The clincher however is in the parentheses. Wood notes that “This extra data on younger teenagers was provided to the FDA in the latest application by the company.” That would be the company that makes the drug. Oh, the company chieftains who made that data available, and who sign the paychecks of the company’s scientists and lab technicians, they must be disinterested observers on the subject. And, to be sure, some of those scientists at the FDA may be thinking of going to work at a giant pharmaceutical company in the future too. When science meets politics, no one is pristine.

Sr. Mary Ann Walsh of the USCCB, in her blog post on the subject, concludes:

After she announced her veto Sebelius was criticized for making a political decision which might please the Catholic vote. This decision would be more apt to please the parent and grandparent vote. People with pre-adolescent and adolescent children probably hope their offspring are not sexually active. They certainly hope they aren’t secretly self-medicating with anything as serious as Plan B.

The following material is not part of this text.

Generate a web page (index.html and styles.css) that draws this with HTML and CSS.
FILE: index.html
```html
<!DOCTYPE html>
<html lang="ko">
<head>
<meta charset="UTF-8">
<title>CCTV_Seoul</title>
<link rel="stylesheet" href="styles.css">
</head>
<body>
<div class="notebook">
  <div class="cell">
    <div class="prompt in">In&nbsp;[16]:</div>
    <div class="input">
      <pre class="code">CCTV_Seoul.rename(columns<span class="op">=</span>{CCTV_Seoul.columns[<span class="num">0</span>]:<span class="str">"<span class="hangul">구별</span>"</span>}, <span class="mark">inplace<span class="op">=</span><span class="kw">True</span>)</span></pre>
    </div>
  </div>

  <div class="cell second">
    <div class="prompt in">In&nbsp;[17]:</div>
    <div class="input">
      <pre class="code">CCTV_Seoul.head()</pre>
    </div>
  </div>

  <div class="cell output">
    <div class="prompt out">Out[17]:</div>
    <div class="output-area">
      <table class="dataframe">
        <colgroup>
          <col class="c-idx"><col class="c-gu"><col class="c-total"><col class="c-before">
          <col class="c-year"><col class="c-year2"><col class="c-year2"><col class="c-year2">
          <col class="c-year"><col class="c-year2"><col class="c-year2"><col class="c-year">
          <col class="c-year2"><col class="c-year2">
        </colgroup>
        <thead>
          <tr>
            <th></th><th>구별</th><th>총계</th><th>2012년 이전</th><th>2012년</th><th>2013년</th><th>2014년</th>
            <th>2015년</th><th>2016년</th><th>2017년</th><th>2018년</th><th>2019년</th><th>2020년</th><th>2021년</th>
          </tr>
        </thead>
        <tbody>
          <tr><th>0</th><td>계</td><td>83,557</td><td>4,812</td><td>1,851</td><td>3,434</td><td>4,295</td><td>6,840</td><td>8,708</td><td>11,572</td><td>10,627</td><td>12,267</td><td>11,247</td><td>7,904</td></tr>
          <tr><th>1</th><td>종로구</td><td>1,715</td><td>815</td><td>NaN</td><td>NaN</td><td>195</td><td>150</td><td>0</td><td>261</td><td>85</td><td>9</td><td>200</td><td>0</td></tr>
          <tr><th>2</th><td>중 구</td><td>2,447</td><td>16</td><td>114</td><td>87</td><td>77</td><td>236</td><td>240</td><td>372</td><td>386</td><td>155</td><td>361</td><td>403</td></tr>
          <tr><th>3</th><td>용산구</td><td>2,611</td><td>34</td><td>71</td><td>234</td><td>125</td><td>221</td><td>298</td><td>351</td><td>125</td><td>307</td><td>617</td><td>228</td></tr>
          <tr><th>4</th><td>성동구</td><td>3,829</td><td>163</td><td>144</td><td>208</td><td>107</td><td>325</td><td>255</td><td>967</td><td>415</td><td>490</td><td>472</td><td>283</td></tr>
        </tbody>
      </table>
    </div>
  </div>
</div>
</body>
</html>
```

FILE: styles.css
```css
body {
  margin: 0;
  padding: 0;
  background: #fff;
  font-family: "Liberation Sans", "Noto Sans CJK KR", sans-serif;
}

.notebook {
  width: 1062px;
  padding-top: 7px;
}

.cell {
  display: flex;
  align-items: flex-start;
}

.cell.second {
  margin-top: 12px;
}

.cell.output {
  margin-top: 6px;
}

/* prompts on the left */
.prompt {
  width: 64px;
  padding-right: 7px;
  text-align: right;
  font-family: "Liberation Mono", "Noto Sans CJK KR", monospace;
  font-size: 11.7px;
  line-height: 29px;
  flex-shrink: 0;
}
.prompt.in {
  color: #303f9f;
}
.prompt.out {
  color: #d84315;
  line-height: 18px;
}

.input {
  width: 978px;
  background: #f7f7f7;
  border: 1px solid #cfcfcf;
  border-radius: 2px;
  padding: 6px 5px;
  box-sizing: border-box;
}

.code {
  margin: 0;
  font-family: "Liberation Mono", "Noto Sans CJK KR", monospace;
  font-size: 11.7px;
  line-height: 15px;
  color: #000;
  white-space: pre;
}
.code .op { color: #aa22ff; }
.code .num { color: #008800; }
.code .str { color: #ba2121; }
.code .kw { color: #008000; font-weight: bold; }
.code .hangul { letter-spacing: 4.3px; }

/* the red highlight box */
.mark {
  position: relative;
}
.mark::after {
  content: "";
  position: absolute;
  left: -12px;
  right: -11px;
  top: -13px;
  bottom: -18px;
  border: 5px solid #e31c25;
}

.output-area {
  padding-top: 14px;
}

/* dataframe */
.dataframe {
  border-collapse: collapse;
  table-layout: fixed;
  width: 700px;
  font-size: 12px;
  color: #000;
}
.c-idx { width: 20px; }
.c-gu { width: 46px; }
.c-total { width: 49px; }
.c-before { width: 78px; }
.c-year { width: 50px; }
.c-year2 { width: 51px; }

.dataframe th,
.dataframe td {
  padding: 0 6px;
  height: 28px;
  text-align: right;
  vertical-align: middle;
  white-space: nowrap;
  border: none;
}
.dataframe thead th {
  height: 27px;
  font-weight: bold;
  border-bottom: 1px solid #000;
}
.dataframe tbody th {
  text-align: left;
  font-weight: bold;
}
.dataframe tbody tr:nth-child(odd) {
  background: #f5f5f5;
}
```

I am sure there are instances in which, because of incest or other familial problems, a child might want to keep the fact that they have become sexually active a “secret.” I also know that we have age of consent laws that are based on the correct assumption that a child is not in a position to consent to sex and we charge those who have sex with children with statutory rape. I wonder if any of the studies Wood cites, or which the company produced, examined this question: Would allowing a child who has been raped, who may well feel ashamed even though she has nothing about which to be ashamed, to secretly self-medicate not be a pedophiles dream? “Here little girl – take this.” The requirement that a child get a prescription for Plan B may delay the use, and therefore the effectiveness, of the drug. Let’s stipulate that. But, it also makes the intervention of an adult imperative. And that adult can ask important questions: What happened? Why did you engage in sex? Have you thought about the consequences? Were you forced to do this? I am no scientist, but it is my understanding that science proceeds by asking difficult questions.

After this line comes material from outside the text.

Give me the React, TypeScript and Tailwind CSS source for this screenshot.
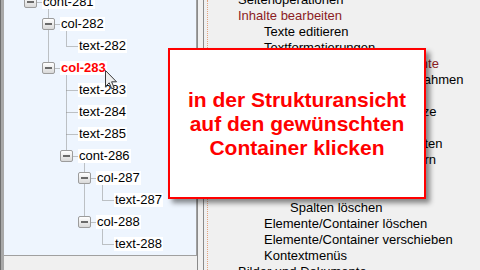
import React from "react";

type Node = { label: string; level: number; toggle: boolean; active?: boolean };

const nodes: Node[] = [
  { label: "cont-281", level: 0, toggle: true },
  { label: "col-282", level: 1, toggle: true },
  { label: "text-282", level: 2, toggle: false },
  { label: "col-283", level: 1, toggle: true, active: true },
  { label: "text-283", level: 2, toggle: false },
  { label: "text-284", level: 2, toggle: false },
  { label: "text-285", level: 2, toggle: false },
  { label: "cont-286", level: 2, toggle: true },
  { label: "col-287", level: 3, toggle: true },
  { label: "text-287", level: 4, toggle: false },
  { label: "col-288", level: 3, toggle: true },
  { label: "text-288", level: 4, toggle: false },
];

const levelPad = ["pl-[20px]", "pl-[38px]", "pl-[56px]", "pl-[74px]", "pl-[92px]"];

const groups: { parent: number; last: number }[] = [
  { parent: 0, last: 3 },
  { parent: 1, last: 2 },
  { parent: 3, last: 7 },
  { parent: 7, last: 10 },
  { parent: 8, last: 9 },
  { parent: 10, last: 11 },
];

type Line = { text: string; level: 1 | 2 | 3; red?: boolean };

const lines: Line[] = [
  { text: "Seitenoperationen", level: 1 },
  { text: "Inhalte bearbeiten", level: 1, red: true },
  { text: "Texte editieren", level: 2 },
  { text: "Textformatierungen", level: 2 },
  { text: "Neue Container und Elemente", level: 2, red: true },
  { text: "Container mit Hintergrundsrahmen", level: 2 },
  { text: "Spalten anlegen", level: 3 },
  { text: "Spalten für Texte und Absätze", level: 2 },
  { text: "Spalten einfügen", level: 3 },
  { text: "Abstand zwischen Spalten", level: 3 },
  { text: "Spaltenbreiten verändern", level: 3 },
  { text: "Spalten verschieben", level: 3 },
  { text: "Spalten hinzufügen", level: 3 },
  { text: "Spalten löschen", level: 3 },
  { text: "Elemente/Container löschen", level: 2 },
  { text: "Elemente/Container verschieben", level: 2 },
  { text: "Kontextmenüs", level: 2 },
  { text: "Bilder und Dokumente", level: 1 },
];

const linePad = { 1: "pl-[30px]", 2: "pl-[56px]", 3: "pl-[82px]" } as const;

function Toggle() {
  return (
    <div className="w-[13px] h-[12px] shrink-0 rounded-[2px] border border-[#9c9c9c] bg-gradient-to-b from-[#ffffff] to-[#d9d9d9] flex items-center justify-center">
      <div className="w-[7px] h-[2px] bg-[#6a6a6a]" />
    </div>
  );
}

function TreeLines() {
  const cy = (i: number) => 2 + 22 * i + 0.5;
  const segs: React.ReactNode[] = [];
  groups.forEach((g, k) => {
    const L = nodes[g.parent].level;
    const x = 26.5 + 18 * (L + 1);
    segs.push(<line key={"v" + k} x1={x} y1={cy(g.parent)} x2={x} y2={cy(g.last)} />);
  });
  nodes.forEach((n, i) => {
    const x1 = 26.5 + 18 * n.level;
    const x2 = 38 + 18 * n.level;
    segs.push(<line key={"h" + i} x1={x1} y1={cy(i)} x2={x2} y2={cy(i)} />);
  });
  return (
    <svg className="absolute left-0 top-0" width="192" height="256" stroke="#8a8a8a" strokeWidth="1" strokeDasharray="1 1">
      {segs}
    </svg>
  );
}

export default function App() {
  return (
    <div className="w-[480px] h-[270px] relative overflow-hidden bg-[#f0f0f0] flex font-['Liberation_Sans',Arial,sans-serif]">
      <div className="w-[4px] h-full border-l border-[#6e6e6e] bg-[#a8a8a8]" />
      <div className="w-[194px] h-full flex flex-col border-r border-[#8a8a8a]">
        <div className="h-[256px] relative overflow-hidden bg-[#eef5fe] border-r border-b border-[#a0a0a0]">
          <TreeLines />
          <div className="relative flex flex-col -mt-[9px]">
            {nodes.map((n) => (
              <div key={n.label} className={"h-[22px] flex items-center gap-[5px] " + levelPad[n.level]}>
                {n.toggle ? <Toggle /> : <div className="w-[13px] shrink-0" />}
                <span
                  className={
                    "h-[14px] leading-[14px] px-[1px] bg-white text-[13px] whitespace-nowrap " +
                    (n.active ? "text-[#ff0000] font-bold" : "text-[#000000]")
                  }
                >
                  {n.label}
                </span>
              </div>
            ))}
          </div>
        </div>
        <div className="flex-1" />
      </div>
      <div className="w-[5px]" />
      <div className="w-[1px] h-full bg-[#8a8a8a]" />
      <div className="w-[3px]" />
      <div className="h-full border-l border-dotted border-[#e2a37f]" />
      <div className="flex-1 h-full overflow-hidden">
        <div className="flex flex-col -mt-[8px]">
          {lines.map((l) => (
            <div
              key={l.text}
              className={
                "h-[16px] leading-[16px] text-[13px] whitespace-nowrap " +
                linePad[l.level] +
                (l.red ? " text-[#8b1c24]" : " text-[#000000]")
              }
            >
              {l.text}
            </div>
          ))}
        </div>
      </div>

      <svg className="absolute left-[104px] top-[69px]" width="14" height="22" viewBox="0 0 14 22">
        <path
          d="M1.5 1.5 L1.5 17.5 L5.2 13.8 L7.8 19.8 L10.2 18.8 L7.6 12.8 L12.5 12.8 Z"
          fill="#ececec"
          fillOpacity="0.85"
          stroke="#3a3a3a"
          strokeWidth="1"
          strokeLinejoin="miter"
        />
      </svg>

      <div className="absolute left-[168px] top-[48px] w-[258px] h-[151px] bg-white border-2 border-[#ff0000] shadow-[4px_4px_5px_rgba(0,0,0,0.45)] flex items-center justify-center">
        <div className="text-center text-[#ff0000] font-bold text-[21px] leading-[24px] font-['Liberation_Sans',Arial,sans-serif]">
          <div>in der Strukturansicht</div>
          <div>auf den gewünschten</div>
          <div>Container klicken</div>
        </div>
      </div>
    </div>
  );
}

I hope the White House conducts some polling on this issue. For several days now, the liberal blogosphere and the editorial pages of left-leaning publications have been beating up on Sebelius and President Obama over this decision. Women’s advocacy groups are in high dudgeon. But, my hunch is that all that sound and fury does not carry over outside the Beltway. I suspect most people would agree with the President’s common sense approach, as a parent, to this issue. As one person wrote in a letter to the editor of the Post, “As a feminist, I was disappointed to read of the decision by the Department of Health and Human Services not to allow emergency contraception over the counter for minors [“Wider access to Plan B is rejected,” Dec. 8]. But my parental instincts kicked in when I read that advocates thought the morning- after pill should be available to girls as young as 11. I have a pretty mature sixth-grader, but I know that if she were to need Plan B tomorrow, it would be because she was raped. I’m no prude, but I think activists are shooting themselves in the foot when they advocate for sexual freedom for 11-year-olds. From what I observe, 11-year-old girls want to steer clear of boys — whom they view as immature, gross and disruptive.”

White House political alert: The advocates who make their living by advocating orthodoxy on any given issue do not reflect the broad center of the electorate. They dominate the blogs not the swing states. Remember this when you consider other issues like the need to broaden conscience exemptions. Common sense is still the guiding star for most Americans, not the rantings of a few advocates whose biases are as obvious as the fact that, well, twelve year olds should need an adult to get Plan B.